§ **Entries shown**
===============

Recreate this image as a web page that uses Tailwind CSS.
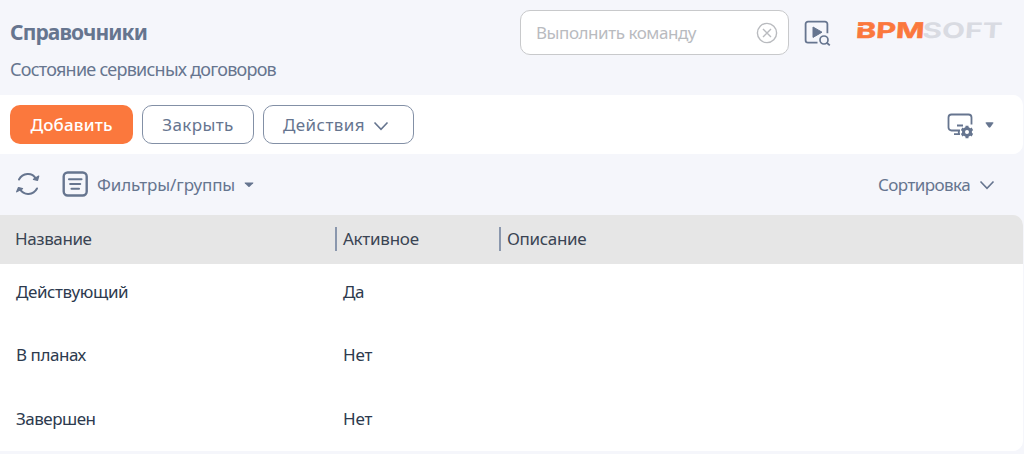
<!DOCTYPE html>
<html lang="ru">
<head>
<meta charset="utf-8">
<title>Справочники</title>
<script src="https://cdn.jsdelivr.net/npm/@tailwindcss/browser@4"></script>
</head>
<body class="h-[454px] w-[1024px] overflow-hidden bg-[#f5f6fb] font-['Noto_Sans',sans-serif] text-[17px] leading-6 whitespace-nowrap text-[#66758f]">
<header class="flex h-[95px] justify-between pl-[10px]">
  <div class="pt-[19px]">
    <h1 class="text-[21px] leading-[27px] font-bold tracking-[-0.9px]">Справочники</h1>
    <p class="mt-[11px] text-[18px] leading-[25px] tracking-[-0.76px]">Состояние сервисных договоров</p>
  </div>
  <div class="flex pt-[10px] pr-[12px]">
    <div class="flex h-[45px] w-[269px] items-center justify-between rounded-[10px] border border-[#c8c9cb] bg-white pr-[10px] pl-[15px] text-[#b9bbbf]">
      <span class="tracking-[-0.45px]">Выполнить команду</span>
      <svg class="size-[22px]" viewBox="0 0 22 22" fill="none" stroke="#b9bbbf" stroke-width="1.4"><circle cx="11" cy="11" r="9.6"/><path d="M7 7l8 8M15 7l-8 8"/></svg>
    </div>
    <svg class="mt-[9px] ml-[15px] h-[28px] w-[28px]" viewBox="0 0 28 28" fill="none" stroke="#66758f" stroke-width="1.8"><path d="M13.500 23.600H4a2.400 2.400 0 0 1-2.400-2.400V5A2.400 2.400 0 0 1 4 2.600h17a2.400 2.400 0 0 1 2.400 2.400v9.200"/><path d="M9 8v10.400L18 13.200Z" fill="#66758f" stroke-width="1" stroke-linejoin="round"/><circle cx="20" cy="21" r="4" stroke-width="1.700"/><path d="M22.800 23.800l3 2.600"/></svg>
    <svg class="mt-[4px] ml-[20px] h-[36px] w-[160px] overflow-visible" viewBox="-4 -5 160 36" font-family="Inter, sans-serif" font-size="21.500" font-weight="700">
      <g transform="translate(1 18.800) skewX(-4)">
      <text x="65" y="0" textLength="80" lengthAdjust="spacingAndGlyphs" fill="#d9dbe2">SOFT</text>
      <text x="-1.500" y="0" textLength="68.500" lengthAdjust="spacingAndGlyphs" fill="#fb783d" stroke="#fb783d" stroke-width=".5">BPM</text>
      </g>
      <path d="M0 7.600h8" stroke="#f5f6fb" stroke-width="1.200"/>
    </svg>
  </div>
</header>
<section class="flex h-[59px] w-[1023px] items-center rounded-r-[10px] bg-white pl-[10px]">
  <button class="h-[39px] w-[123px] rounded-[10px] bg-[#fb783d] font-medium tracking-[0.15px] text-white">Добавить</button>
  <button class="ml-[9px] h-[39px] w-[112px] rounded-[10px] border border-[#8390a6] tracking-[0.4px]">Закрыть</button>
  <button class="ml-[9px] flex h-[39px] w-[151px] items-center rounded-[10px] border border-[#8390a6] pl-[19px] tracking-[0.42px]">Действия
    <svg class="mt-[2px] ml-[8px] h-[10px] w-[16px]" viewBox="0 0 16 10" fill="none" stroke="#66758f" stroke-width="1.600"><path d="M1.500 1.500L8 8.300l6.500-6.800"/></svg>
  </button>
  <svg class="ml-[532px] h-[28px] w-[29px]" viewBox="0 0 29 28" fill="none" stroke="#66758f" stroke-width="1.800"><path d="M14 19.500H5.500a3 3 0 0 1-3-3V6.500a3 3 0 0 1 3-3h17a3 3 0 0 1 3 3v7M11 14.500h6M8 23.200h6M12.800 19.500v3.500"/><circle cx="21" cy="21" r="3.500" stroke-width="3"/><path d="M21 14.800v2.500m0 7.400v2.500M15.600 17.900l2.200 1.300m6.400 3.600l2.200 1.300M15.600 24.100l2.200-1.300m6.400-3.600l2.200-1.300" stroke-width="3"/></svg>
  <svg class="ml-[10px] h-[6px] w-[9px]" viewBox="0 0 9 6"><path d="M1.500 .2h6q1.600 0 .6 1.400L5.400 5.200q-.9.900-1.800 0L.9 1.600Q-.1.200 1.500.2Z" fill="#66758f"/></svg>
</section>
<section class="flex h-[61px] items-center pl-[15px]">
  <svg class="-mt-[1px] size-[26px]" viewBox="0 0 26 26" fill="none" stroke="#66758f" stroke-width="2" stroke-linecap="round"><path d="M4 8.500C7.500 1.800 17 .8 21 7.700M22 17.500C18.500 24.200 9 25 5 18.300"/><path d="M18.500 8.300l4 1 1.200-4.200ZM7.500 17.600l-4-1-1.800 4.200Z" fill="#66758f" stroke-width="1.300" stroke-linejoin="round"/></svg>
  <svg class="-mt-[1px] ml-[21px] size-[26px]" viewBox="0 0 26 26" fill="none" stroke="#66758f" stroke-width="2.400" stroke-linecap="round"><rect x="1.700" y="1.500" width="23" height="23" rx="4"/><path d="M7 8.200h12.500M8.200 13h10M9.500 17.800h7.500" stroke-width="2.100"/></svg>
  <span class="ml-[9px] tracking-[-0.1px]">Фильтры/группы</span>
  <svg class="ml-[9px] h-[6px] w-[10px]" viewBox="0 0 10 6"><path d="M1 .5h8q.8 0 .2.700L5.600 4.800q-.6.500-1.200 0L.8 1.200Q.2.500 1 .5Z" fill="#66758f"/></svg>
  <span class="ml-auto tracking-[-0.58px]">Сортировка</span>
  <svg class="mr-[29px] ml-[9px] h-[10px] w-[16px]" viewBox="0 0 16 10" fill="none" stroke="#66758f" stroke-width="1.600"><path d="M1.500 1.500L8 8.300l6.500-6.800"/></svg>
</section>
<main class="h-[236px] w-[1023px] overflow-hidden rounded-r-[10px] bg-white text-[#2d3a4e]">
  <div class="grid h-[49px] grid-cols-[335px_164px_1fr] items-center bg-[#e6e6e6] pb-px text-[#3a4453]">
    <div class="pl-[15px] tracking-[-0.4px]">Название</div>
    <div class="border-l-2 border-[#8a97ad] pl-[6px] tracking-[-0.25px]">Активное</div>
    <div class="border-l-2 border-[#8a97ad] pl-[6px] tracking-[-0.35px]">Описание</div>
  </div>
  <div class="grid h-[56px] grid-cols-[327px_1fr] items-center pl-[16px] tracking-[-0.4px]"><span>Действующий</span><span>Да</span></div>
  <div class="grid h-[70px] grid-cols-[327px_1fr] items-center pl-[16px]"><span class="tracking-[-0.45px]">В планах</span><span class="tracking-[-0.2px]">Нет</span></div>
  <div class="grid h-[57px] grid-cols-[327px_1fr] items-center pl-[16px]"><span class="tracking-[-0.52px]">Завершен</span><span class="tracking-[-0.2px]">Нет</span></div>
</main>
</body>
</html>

===============

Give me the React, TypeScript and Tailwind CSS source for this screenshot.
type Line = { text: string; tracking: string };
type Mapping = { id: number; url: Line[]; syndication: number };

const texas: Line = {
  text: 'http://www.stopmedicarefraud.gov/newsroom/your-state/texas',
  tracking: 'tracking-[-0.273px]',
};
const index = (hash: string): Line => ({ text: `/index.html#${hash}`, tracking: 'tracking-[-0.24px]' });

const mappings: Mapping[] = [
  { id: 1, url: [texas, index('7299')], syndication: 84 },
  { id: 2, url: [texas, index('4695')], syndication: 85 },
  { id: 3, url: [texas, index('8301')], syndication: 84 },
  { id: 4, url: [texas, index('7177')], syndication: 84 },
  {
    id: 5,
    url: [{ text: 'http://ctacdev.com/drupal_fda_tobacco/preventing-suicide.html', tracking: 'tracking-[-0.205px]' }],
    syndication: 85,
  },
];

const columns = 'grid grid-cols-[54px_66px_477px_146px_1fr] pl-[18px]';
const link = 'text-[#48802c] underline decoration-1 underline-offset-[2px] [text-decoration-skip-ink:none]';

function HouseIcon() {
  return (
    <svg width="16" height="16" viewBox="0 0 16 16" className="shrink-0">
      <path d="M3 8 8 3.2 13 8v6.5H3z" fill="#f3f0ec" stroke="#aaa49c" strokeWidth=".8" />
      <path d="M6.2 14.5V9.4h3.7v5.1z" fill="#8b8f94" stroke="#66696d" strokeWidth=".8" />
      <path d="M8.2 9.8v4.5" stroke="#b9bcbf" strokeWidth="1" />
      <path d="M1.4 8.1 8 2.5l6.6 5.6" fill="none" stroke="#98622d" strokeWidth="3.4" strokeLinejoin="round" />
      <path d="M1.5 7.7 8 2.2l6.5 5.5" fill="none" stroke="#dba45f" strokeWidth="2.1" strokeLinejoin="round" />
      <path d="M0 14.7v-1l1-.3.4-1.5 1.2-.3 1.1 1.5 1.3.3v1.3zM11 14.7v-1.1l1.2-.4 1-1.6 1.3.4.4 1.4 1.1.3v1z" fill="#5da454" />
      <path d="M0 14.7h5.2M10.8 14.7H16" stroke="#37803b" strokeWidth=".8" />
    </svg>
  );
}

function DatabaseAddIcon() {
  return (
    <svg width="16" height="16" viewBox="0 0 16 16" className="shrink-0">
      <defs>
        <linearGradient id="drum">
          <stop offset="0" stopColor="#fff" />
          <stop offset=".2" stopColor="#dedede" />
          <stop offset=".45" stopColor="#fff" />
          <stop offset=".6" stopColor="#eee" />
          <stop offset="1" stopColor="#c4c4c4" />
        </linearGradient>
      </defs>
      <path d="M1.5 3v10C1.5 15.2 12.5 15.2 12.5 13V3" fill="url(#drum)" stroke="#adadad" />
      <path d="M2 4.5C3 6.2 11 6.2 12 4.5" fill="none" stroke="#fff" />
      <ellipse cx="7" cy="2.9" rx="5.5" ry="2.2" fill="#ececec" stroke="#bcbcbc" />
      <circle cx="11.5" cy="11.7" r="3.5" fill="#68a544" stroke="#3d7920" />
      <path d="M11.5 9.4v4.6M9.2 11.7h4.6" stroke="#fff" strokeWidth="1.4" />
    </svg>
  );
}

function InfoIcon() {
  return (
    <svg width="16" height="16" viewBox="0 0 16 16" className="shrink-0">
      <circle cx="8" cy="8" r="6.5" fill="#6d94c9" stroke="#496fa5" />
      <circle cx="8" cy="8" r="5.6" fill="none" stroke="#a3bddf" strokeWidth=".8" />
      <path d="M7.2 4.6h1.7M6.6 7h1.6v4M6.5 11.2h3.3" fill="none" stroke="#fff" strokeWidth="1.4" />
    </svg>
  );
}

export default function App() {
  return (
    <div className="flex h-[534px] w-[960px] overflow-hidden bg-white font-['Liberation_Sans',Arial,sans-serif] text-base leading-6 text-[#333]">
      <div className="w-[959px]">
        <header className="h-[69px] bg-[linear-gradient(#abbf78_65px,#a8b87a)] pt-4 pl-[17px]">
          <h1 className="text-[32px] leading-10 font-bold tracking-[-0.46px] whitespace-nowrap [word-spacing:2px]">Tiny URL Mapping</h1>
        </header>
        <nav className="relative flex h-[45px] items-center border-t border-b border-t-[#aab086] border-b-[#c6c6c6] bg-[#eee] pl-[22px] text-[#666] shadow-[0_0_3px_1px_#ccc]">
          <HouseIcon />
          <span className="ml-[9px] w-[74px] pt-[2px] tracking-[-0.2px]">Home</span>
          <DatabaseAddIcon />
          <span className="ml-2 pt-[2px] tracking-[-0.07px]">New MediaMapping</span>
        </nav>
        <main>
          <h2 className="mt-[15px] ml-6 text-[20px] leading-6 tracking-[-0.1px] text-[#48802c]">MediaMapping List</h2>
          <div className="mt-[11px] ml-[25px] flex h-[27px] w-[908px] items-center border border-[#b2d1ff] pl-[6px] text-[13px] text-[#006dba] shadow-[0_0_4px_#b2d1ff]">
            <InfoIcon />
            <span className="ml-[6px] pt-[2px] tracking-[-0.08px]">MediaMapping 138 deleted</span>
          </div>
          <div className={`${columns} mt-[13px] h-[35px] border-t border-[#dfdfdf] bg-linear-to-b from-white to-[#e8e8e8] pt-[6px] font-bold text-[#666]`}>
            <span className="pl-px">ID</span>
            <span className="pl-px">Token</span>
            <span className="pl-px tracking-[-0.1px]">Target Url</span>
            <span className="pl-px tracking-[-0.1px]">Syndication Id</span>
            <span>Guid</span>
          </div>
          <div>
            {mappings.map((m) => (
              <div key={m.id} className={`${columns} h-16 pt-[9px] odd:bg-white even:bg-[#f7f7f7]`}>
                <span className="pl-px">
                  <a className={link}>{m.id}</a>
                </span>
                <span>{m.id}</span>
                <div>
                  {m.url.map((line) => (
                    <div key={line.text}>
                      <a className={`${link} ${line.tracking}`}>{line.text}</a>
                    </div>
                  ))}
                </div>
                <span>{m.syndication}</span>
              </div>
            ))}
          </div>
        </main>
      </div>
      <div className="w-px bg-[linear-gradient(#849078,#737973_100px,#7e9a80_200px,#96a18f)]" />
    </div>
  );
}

===============

§ **What the task requires**
Scan the material above for the string "this" and report each line where you find it.

§ **Written answer**
Recreate this image as a web page that uses Tailwind CSS.
Give me the React, TypeScript and Tailwind CSS source for this screenshot.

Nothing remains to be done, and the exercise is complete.